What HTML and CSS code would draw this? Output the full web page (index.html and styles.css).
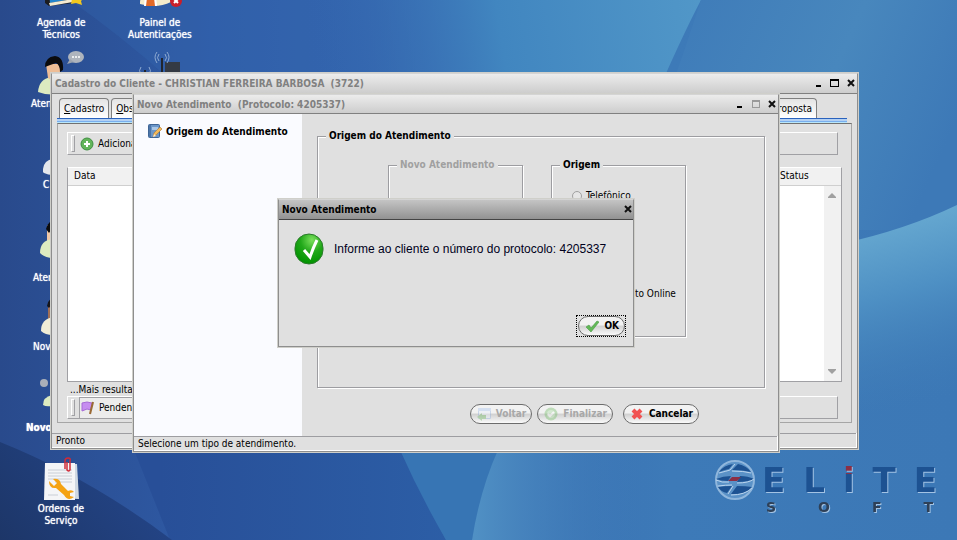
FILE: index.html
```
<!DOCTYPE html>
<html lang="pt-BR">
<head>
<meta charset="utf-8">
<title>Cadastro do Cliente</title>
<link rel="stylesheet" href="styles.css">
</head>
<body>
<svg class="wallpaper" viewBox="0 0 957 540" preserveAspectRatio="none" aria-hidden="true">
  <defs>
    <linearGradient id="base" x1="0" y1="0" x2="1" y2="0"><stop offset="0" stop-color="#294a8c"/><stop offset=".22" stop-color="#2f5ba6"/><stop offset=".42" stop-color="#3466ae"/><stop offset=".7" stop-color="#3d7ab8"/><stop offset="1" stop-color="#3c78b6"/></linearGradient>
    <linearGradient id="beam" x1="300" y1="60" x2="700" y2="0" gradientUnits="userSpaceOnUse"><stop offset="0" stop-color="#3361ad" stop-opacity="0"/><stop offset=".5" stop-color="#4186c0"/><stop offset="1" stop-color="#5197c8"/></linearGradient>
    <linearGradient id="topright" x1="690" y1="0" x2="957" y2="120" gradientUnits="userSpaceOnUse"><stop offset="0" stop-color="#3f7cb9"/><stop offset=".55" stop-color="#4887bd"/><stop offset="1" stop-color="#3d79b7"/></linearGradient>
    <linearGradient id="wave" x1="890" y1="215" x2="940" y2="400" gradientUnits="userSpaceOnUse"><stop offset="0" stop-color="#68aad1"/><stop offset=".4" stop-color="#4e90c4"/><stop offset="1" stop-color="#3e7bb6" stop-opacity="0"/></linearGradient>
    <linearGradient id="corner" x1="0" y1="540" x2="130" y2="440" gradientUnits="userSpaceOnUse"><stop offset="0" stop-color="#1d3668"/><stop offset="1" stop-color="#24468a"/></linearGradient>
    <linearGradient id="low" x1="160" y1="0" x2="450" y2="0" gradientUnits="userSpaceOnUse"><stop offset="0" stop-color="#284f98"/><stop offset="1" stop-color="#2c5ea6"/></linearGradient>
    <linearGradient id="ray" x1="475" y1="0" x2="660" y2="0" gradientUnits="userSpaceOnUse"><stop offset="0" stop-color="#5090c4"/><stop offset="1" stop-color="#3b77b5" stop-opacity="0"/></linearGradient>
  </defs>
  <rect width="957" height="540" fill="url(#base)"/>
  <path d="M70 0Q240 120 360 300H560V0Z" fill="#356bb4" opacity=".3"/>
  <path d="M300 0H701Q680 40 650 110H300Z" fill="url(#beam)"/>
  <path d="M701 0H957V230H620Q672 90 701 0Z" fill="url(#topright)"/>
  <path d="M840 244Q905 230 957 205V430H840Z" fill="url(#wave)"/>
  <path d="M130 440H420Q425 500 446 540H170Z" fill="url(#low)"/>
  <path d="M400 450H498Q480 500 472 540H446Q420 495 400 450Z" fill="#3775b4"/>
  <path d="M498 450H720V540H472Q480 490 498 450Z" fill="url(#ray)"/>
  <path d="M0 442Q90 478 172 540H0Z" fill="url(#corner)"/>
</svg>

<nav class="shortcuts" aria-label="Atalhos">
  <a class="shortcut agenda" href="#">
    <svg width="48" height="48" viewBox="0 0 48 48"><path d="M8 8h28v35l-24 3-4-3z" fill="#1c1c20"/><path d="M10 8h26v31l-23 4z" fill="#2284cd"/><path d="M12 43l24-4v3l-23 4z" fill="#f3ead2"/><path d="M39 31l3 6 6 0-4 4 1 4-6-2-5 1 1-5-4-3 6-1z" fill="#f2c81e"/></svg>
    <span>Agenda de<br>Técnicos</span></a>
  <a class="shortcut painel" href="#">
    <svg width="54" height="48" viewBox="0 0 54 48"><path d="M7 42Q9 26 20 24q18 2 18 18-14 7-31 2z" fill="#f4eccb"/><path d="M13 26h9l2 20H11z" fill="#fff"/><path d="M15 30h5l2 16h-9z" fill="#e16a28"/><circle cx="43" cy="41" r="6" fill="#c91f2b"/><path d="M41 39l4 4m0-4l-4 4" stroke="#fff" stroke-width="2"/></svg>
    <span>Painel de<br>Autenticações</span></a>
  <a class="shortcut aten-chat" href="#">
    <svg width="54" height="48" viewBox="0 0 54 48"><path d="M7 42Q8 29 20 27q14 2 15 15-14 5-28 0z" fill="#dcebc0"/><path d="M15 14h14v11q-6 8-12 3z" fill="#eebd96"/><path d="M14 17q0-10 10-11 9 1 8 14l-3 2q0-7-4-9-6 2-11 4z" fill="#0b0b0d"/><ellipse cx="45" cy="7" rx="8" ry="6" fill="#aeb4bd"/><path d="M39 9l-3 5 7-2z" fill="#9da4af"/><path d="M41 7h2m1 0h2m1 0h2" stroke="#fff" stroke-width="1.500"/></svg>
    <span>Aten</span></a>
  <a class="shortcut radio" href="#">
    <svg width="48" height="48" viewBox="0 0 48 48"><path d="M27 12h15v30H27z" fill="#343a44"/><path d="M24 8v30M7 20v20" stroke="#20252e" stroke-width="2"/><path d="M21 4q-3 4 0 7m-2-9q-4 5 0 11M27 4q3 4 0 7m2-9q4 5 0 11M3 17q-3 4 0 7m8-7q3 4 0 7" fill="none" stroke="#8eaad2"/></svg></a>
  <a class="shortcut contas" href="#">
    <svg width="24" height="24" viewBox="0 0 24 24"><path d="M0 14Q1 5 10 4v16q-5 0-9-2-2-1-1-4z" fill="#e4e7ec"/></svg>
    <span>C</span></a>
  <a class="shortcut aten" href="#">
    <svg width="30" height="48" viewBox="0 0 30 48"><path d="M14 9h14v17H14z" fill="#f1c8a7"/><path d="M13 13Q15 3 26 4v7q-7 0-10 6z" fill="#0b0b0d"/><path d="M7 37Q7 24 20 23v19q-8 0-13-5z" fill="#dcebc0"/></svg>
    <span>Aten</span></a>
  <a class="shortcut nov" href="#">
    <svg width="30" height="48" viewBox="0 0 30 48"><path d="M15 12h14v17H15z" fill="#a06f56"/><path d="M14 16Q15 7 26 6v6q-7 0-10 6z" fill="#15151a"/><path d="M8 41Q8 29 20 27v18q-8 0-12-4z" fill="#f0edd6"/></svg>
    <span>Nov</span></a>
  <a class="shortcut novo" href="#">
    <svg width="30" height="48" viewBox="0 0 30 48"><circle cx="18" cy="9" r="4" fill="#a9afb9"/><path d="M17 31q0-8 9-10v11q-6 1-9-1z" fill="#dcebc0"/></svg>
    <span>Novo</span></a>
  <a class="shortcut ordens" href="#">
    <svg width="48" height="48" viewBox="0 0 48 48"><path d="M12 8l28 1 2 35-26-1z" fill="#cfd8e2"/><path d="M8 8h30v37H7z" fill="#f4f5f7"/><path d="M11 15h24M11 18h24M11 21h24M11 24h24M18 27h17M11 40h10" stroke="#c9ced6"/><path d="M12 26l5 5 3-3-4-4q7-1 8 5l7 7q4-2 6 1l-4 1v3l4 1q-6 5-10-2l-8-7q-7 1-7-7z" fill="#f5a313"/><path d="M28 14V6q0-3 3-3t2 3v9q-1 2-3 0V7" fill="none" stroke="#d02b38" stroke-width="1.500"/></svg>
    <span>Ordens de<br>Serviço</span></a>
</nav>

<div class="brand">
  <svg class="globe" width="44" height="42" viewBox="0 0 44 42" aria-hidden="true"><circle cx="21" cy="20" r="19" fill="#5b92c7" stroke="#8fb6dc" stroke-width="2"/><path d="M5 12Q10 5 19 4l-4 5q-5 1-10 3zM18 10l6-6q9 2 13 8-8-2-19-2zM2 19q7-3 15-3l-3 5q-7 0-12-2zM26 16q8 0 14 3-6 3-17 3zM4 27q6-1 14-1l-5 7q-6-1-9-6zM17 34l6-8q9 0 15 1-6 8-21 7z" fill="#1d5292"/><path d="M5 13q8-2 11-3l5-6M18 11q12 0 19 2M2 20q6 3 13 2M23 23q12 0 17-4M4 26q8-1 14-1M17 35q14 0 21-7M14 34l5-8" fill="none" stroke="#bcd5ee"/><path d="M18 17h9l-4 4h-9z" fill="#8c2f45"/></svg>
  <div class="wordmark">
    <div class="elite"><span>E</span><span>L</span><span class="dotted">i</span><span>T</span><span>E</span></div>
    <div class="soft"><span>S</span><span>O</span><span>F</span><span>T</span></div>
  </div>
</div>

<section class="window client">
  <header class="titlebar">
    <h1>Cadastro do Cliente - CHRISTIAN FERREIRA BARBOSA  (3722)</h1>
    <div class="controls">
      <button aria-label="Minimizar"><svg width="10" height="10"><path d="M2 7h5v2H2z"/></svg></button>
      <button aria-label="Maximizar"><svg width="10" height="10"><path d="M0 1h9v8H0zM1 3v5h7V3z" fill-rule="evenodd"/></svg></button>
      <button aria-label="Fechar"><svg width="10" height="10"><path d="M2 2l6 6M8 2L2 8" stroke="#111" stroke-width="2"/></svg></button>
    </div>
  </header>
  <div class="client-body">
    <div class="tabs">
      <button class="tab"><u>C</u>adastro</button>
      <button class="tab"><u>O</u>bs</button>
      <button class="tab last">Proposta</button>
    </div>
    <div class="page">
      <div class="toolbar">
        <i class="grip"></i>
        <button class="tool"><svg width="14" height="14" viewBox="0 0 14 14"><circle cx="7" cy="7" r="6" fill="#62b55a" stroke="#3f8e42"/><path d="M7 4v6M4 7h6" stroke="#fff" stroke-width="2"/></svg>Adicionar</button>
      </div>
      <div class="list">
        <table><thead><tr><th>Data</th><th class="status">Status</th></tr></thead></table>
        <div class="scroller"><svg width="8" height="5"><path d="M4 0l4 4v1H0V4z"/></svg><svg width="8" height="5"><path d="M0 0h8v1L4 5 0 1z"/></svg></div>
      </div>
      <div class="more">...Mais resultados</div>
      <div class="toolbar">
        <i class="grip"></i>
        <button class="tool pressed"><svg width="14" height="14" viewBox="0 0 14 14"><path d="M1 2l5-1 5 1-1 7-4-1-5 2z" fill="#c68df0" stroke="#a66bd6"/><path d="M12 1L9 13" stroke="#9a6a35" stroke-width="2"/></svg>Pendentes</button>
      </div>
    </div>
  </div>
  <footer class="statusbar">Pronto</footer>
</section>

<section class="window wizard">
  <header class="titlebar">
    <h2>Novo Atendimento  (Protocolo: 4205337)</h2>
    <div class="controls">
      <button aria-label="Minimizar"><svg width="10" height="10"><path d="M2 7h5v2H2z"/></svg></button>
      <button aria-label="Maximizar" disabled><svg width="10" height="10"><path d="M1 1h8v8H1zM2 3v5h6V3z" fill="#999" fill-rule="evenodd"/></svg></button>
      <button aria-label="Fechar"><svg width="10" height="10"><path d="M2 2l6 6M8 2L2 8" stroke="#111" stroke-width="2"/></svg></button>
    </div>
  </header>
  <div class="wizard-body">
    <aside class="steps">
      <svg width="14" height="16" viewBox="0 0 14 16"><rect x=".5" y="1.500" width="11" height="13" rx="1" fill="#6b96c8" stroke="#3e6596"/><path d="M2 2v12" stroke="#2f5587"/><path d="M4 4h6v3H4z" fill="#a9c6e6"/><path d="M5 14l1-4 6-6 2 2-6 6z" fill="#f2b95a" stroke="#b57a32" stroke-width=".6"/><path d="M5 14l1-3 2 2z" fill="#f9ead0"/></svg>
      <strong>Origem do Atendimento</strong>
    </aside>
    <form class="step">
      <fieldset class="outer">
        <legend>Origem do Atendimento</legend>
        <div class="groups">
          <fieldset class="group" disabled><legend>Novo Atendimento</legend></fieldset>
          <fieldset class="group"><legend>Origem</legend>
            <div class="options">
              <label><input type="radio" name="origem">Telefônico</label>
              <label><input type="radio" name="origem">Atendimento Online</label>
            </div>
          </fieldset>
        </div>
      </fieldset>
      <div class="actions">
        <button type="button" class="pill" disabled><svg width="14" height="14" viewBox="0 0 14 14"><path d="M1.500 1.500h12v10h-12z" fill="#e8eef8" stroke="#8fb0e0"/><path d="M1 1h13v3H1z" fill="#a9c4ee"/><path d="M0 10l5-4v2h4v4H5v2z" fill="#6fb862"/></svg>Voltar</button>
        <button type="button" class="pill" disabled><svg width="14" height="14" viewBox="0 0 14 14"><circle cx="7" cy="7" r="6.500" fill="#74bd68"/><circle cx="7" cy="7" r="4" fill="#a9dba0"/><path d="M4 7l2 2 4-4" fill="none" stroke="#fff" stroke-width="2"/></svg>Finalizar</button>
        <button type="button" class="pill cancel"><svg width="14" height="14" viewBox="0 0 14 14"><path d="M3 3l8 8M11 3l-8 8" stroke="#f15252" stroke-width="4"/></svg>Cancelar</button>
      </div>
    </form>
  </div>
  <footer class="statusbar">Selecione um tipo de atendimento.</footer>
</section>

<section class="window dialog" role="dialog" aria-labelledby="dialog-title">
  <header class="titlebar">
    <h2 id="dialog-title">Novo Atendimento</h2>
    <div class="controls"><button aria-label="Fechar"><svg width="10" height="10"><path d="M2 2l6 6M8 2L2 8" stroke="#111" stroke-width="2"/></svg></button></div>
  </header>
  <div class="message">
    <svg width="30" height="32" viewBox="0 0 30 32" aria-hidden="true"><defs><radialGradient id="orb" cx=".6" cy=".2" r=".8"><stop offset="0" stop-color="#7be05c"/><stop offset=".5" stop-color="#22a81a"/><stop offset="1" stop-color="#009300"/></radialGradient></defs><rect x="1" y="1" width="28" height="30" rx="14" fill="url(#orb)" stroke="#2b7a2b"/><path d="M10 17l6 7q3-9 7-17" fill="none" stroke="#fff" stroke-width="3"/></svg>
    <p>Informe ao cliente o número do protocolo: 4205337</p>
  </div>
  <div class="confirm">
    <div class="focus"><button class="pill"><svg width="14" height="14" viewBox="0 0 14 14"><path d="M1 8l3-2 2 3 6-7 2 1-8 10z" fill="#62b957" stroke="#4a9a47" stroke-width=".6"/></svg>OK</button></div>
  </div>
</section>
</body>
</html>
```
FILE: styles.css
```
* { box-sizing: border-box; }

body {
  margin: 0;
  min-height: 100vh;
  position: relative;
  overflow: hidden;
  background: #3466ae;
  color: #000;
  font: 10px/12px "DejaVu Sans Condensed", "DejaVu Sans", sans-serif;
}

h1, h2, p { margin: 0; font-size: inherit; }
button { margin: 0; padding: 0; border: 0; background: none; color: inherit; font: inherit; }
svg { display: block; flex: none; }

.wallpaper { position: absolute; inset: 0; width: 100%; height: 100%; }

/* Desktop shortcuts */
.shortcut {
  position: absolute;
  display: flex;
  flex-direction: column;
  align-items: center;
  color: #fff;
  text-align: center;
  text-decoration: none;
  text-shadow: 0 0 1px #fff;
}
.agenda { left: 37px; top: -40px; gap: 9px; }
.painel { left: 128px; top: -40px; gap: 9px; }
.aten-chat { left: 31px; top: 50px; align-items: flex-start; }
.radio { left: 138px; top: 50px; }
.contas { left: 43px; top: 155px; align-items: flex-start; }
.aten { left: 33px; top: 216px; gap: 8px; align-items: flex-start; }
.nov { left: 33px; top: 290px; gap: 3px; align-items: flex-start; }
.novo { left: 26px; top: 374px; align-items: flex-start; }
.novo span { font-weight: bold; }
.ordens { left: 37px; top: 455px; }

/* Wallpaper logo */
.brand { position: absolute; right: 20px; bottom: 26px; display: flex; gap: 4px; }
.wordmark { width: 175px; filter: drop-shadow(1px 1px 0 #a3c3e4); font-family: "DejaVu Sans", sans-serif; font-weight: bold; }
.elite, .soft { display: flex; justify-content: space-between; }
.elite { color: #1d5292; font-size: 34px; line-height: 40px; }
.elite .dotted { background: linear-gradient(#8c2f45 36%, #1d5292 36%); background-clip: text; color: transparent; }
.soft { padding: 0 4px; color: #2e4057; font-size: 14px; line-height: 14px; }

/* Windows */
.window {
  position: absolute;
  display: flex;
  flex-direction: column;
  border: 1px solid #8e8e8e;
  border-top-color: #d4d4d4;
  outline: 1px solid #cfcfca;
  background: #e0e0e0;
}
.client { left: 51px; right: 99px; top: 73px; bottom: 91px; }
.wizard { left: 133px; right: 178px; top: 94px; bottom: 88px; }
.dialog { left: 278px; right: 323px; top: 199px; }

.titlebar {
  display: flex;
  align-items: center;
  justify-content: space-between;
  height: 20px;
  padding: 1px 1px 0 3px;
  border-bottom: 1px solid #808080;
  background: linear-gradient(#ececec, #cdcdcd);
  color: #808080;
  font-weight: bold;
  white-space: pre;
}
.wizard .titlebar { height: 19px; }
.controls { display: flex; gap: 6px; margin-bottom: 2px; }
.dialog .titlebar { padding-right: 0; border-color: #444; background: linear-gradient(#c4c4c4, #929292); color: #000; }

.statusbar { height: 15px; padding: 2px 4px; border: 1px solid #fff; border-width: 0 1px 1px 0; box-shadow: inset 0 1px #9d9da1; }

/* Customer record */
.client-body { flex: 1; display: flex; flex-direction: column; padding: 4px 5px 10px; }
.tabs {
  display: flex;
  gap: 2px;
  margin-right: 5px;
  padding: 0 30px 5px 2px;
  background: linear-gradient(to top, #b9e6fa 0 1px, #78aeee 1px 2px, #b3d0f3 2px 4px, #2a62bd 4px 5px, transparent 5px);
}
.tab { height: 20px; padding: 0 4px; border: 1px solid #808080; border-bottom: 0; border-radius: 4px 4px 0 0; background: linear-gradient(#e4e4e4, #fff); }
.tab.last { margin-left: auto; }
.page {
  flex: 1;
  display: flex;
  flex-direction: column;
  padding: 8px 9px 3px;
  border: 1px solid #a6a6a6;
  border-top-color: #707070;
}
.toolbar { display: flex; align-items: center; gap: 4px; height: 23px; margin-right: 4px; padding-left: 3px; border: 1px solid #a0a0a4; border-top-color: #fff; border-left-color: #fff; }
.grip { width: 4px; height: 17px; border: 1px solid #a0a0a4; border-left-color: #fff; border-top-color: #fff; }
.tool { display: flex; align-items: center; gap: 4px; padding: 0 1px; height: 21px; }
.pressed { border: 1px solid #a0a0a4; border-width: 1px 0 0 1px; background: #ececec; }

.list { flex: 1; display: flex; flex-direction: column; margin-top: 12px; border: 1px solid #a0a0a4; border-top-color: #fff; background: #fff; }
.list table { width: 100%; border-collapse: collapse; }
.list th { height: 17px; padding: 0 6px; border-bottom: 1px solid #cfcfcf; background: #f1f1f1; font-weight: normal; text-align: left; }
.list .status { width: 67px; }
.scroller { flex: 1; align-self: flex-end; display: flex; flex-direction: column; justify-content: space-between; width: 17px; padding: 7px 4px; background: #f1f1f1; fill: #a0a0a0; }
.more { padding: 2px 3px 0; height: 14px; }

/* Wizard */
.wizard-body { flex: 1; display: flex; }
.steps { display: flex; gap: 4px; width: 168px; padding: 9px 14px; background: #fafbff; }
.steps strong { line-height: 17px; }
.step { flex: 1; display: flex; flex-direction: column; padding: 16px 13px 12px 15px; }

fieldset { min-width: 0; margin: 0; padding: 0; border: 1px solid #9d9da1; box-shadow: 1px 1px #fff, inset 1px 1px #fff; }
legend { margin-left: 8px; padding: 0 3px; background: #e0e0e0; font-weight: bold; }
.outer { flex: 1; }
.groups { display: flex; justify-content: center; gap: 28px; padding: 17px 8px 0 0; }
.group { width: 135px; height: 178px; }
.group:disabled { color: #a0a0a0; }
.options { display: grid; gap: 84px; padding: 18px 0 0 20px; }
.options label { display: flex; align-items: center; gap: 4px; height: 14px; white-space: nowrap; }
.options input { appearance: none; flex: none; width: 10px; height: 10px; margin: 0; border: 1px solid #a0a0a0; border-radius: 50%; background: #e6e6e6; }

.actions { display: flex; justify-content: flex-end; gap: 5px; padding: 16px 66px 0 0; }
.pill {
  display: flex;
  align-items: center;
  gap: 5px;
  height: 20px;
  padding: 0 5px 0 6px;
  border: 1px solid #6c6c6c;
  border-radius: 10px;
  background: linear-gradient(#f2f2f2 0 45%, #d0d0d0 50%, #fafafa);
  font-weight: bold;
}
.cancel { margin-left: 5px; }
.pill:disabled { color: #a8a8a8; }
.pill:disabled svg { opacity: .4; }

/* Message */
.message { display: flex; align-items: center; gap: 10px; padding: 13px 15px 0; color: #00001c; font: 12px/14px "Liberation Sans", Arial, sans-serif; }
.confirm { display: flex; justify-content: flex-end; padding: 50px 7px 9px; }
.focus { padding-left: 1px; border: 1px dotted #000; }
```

== CHALLENGE ==
Of the lines in the data above, how many contain the word "html"? Give only that figure.

== EXERCISE ANSWER ==
5